> **DO THIS**:
Everything in the listing except the pictures should be written out exactly.

> **Items from a data source**:
★ ★ ★ ★ ★ ★ ★

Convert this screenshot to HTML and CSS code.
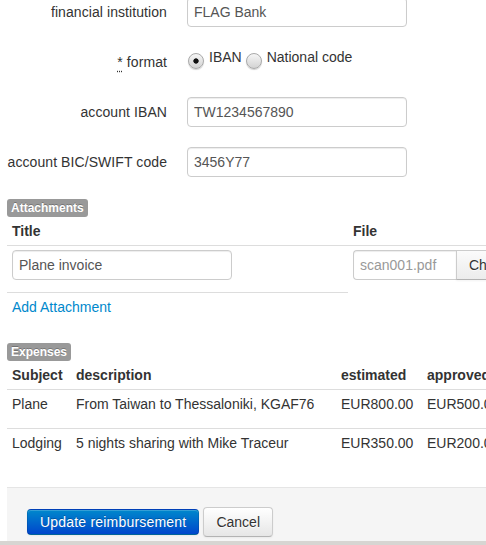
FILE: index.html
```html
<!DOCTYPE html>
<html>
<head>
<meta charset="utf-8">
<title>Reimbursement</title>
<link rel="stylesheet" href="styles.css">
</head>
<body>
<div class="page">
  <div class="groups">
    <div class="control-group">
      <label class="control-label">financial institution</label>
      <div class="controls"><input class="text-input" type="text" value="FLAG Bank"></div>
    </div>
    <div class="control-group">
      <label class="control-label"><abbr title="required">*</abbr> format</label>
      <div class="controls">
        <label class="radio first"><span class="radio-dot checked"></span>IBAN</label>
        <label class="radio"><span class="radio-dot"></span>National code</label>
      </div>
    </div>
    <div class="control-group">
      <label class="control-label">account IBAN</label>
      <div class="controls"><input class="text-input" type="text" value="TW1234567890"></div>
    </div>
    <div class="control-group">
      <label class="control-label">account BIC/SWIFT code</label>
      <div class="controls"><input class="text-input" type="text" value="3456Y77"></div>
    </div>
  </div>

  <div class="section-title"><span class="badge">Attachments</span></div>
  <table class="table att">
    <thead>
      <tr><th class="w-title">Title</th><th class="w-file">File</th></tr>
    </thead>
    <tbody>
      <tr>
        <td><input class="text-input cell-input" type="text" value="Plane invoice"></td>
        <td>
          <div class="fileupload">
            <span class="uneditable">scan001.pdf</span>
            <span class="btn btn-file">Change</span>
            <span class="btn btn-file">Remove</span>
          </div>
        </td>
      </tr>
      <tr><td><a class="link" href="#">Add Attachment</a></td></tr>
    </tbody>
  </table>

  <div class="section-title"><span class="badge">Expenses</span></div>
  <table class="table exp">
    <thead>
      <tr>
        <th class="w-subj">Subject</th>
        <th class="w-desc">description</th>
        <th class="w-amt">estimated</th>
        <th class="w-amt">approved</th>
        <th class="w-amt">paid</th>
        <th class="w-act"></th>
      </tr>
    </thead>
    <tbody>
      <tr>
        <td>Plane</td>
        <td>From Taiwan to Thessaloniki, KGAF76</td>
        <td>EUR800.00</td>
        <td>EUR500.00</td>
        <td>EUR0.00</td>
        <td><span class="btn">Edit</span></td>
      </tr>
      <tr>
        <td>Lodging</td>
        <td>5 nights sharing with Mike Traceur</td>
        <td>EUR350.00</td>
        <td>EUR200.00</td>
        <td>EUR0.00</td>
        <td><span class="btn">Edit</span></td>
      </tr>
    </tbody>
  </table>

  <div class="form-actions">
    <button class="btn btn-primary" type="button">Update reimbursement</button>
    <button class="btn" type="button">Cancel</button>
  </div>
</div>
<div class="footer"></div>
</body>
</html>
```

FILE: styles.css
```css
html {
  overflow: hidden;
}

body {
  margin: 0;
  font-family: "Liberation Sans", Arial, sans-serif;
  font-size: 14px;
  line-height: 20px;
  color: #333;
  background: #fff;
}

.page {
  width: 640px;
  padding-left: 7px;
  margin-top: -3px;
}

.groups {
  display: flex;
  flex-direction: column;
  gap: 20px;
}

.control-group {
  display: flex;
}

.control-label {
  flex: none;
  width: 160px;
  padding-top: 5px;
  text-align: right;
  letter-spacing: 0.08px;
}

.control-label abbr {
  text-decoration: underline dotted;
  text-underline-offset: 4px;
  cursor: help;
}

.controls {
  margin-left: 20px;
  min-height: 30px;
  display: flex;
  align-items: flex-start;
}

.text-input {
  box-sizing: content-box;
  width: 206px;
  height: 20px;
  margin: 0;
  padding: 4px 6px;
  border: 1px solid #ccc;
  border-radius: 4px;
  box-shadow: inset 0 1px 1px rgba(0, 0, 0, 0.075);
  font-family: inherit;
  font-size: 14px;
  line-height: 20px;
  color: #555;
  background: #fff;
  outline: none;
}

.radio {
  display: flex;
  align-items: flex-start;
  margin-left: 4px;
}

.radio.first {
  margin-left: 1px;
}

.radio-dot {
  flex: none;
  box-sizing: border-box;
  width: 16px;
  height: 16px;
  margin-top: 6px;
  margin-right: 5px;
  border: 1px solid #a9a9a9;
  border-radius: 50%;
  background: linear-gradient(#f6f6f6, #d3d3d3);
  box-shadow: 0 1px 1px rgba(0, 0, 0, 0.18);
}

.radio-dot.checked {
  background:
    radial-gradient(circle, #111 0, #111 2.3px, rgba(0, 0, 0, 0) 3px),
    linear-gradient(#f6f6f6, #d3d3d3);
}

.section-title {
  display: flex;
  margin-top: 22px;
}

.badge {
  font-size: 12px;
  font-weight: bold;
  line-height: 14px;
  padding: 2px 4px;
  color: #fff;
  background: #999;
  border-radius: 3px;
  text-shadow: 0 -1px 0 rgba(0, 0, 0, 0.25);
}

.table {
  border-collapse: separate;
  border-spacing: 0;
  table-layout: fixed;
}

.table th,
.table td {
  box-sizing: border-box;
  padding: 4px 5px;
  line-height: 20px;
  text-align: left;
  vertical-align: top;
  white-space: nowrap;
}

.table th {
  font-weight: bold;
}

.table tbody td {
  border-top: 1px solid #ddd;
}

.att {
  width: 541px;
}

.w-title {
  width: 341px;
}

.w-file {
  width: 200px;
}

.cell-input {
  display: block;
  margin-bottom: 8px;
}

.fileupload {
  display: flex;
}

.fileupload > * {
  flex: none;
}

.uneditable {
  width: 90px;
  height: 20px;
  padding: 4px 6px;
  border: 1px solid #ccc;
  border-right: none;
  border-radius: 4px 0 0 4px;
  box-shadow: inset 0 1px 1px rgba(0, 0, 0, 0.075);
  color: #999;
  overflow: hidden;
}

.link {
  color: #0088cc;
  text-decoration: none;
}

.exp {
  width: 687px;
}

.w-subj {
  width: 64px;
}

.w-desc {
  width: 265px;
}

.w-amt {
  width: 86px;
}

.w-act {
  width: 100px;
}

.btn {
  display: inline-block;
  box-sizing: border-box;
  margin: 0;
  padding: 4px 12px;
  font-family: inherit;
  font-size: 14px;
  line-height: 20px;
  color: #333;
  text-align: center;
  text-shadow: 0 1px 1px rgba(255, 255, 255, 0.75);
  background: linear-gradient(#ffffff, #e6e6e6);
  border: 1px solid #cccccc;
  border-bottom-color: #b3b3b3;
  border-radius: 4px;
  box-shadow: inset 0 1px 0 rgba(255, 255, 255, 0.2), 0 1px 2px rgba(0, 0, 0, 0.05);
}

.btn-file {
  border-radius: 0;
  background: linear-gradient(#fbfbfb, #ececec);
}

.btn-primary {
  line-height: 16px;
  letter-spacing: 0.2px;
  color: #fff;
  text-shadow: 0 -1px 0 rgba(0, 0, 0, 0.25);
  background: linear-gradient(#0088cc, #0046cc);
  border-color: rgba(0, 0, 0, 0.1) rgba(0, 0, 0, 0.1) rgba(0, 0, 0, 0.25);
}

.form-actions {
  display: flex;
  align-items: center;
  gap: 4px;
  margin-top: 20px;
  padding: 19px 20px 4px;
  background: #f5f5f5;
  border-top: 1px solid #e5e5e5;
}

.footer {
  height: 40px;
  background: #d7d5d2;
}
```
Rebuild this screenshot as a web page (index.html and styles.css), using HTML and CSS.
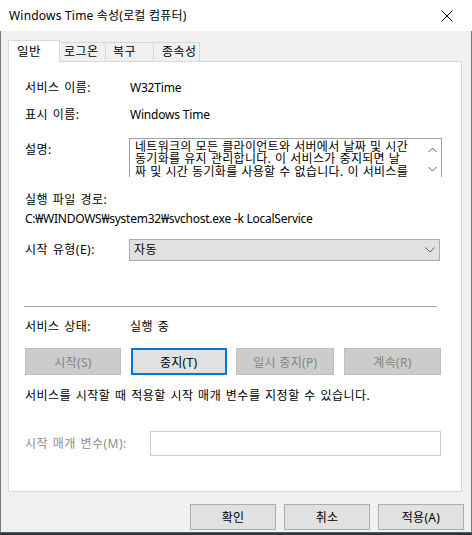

★ ★ ★ ★ ★ ★ ★

> **RESPONSE BELOW**:
Convert this screenshot to HTML and CSS code.
FILE: index.html
```html
<!DOCTYPE html>
<html>
<head>
<meta charset="utf-8">
<title>Reimbursement</title>
<link rel="stylesheet" href="styles.css">
</head>
<body>
<div class="page">
  <div class="groups">
    <div class="control-group">
      <label class="control-label">financial institution</label>
      <div class="controls"><input class="text-input" type="text" value="FLAG Bank"></div>
    </div>
    <div class="control-group">
      <label class="control-label"><abbr title="required">*</abbr> format</label>
      <div class="controls">
        <label class="radio first"><span class="radio-dot checked"></span>IBAN</label>
        <label class="radio"><span class="radio-dot"></span>National code</label>
      </div>
    </div>
    <div class="control-group">
      <label class="control-label">account IBAN</label>
      <div class="controls"><input class="text-input" type="text" value="TW1234567890"></div>
    </div>
    <div class="control-group">
      <label class="control-label">account BIC/SWIFT code</label>
      <div class="controls"><input class="text-input" type="text" value="3456Y77"></div>
    </div>
  </div>

  <div class="section-title"><span class="badge">Attachments</span></div>
  <table class="table att">
    <thead>
      <tr><th class="w-title">Title</th><th class="w-file">File</th></tr>
    </thead>
    <tbody>
      <tr>
        <td><input class="text-input cell-input" type="text" value="Plane invoice"></td>
        <td>
          <div class="fileupload">
            <span class="uneditable">scan001.pdf</span>
            <span class="btn btn-file">Change</span>
            <span class="btn btn-file">Remove</span>
          </div>
        </td>
      </tr>
      <tr><td><a class="link" href="#">Add Attachment</a></td></tr>
    </tbody>
  </table>

  <div class="section-title"><span class="badge">Expenses</span></div>
  <table class="table exp">
    <thead>
      <tr>
        <th class="w-subj">Subject</th>
        <th class="w-desc">description</th>
        <th class="w-amt">estimated</th>
        <th class="w-amt">approved</th>
        <th class="w-amt">paid</th>
        <th class="w-act"></th>
      </tr>
    </thead>
    <tbody>
      <tr>
        <td>Plane</td>
        <td>From Taiwan to Thessaloniki, KGAF76</td>
        <td>EUR800.00</td>
        <td>EUR500.00</td>
        <td>EUR0.00</td>
        <td><span class="btn">Edit</span></td>
      </tr>
      <tr>
        <td>Lodging</td>
        <td>5 nights sharing with Mike Traceur</td>
        <td>EUR350.00</td>
        <td>EUR200.00</td>
        <td>EUR0.00</td>
        <td><span class="btn">Edit</span></td>
      </tr>
    </tbody>
  </table>

  <div class="form-actions">
    <button class="btn btn-primary" type="button">Update reimbursement</button>
    <button class="btn" type="button">Cancel</button>
  </div>
</div>
<div class="footer"></div>
</body>
</html>
```

FILE: styles.css
```css
html {
  overflow: hidden;
}

body {
  margin: 0;
  font-family: "Liberation Sans", Arial, sans-serif;
  font-size: 14px;
  line-height: 20px;
  color: #333;
  background: #fff;
}

.page {
  width: 640px;
  padding-left: 7px;
  margin-top: -3px;
}

.groups {
  display: flex;
  flex-direction: column;
  gap: 20px;
}

.control-group {
  display: flex;
}

.control-label {
  flex: none;
  width: 160px;
  padding-top: 5px;
  text-align: right;
  letter-spacing: 0.08px;
}

.control-label abbr {
  text-decoration: underline dotted;
  text-underline-offset: 4px;
  cursor: help;
}

.controls {
  margin-left: 20px;
  min-height: 30px;
  display: flex;
  align-items: flex-start;
}

.text-input {
  box-sizing: content-box;
  width: 206px;
  height: 20px;
  margin: 0;
  padding: 4px 6px;
  border: 1px solid #ccc;
  border-radius: 4px;
  box-shadow: inset 0 1px 1px rgba(0, 0, 0, 0.075);
  font-family: inherit;
  font-size: 14px;
  line-height: 20px;
  color: #555;
  background: #fff;
  outline: none;
}

.radio {
  display: flex;
  align-items: flex-start;
  margin-left: 4px;
}

.radio.first {
  margin-left: 1px;
}

.radio-dot {
  flex: none;
  box-sizing: border-box;
  width: 16px;
  height: 16px;
  margin-top: 6px;
  margin-right: 5px;
  border: 1px solid #a9a9a9;
  border-radius: 50%;
  background: linear-gradient(#f6f6f6, #d3d3d3);
  box-shadow: 0 1px 1px rgba(0, 0, 0, 0.18);
}

.radio-dot.checked {
  background:
    radial-gradient(circle, #111 0, #111 2.3px, rgba(0, 0, 0, 0) 3px),
    linear-gradient(#f6f6f6, #d3d3d3);
}

.section-title {
  display: flex;
  margin-top: 22px;
}

.badge {
  font-size: 12px;
  font-weight: bold;
  line-height: 14px;
  padding: 2px 4px;
  color: #fff;
  background: #999;
  border-radius: 3px;
  text-shadow: 0 -1px 0 rgba(0, 0, 0, 0.25);
}

.table {
  border-collapse: separate;
  border-spacing: 0;
  table-layout: fixed;
}

.table th,
.table td {
  box-sizing: border-box;
  padding: 4px 5px;
  line-height: 20px;
  text-align: left;
  vertical-align: top;
  white-space: nowrap;
}

.table th {
  font-weight: bold;
}

.table tbody td {
  border-top: 1px solid #ddd;
}

.att {
  width: 541px;
}

.w-title {
  width: 341px;
}

.w-file {
  width: 200px;
}

.cell-input {
  display: block;
  margin-bottom: 8px;
}

.fileupload {
  display: flex;
}

.fileupload > * {
  flex: none;
}

.uneditable {
  width: 90px;
  height: 20px;
  padding: 4px 6px;
  border: 1px solid #ccc;
  border-right: none;
  border-radius: 4px 0 0 4px;
  box-shadow: inset 0 1px 1px rgba(0, 0, 0, 0.075);
  color: #999;
  overflow: hidden;
}

.link {
  color: #0088cc;
  text-decoration: none;
}

.exp {
  width: 687px;
}

.w-subj {
  width: 64px;
}

.w-desc {
  width: 265px;
}

.w-amt {
  width: 86px;
}

.w-act {
  width: 100px;
}

.btn {
  display: inline-block;
  box-sizing: border-box;
  margin: 0;
  padding: 4px 12px;
  font-family: inherit;
  font-size: 14px;
  line-height: 20px;
  color: #333;
  text-align: center;
  text-shadow: 0 1px 1px rgba(255, 255, 255, 0.75);
  background: linear-gradient(#ffffff, #e6e6e6);
  border: 1px solid #cccccc;
  border-bottom-color: #b3b3b3;
  border-radius: 4px;
  box-shadow: inset 0 1px 0 rgba(255, 255, 255, 0.2), 0 1px 2px rgba(0, 0, 0, 0.05);
}

.btn-file {
  border-radius: 0;
  background: linear-gradient(#fbfbfb, #ececec);
}

.btn-primary {
  line-height: 16px;
  letter-spacing: 0.2px;
  color: #fff;
  text-shadow: 0 -1px 0 rgba(0, 0, 0, 0.25);
  background: linear-gradient(#0088cc, #0046cc);
  border-color: rgba(0, 0, 0, 0.1) rgba(0, 0, 0, 0.1) rgba(0, 0, 0, 0.25);
}

.form-actions {
  display: flex;
  align-items: center;
  gap: 4px;
  margin-top: 20px;
  padding: 19px 20px 4px;
  background: #f5f5f5;
  border-top: 1px solid #e5e5e5;
}

.footer {
  height: 40px;
  background: #d7d5d2;
}
```
Rebuild this screenshot as a web page (index.html and styles.css), using HTML and CSS.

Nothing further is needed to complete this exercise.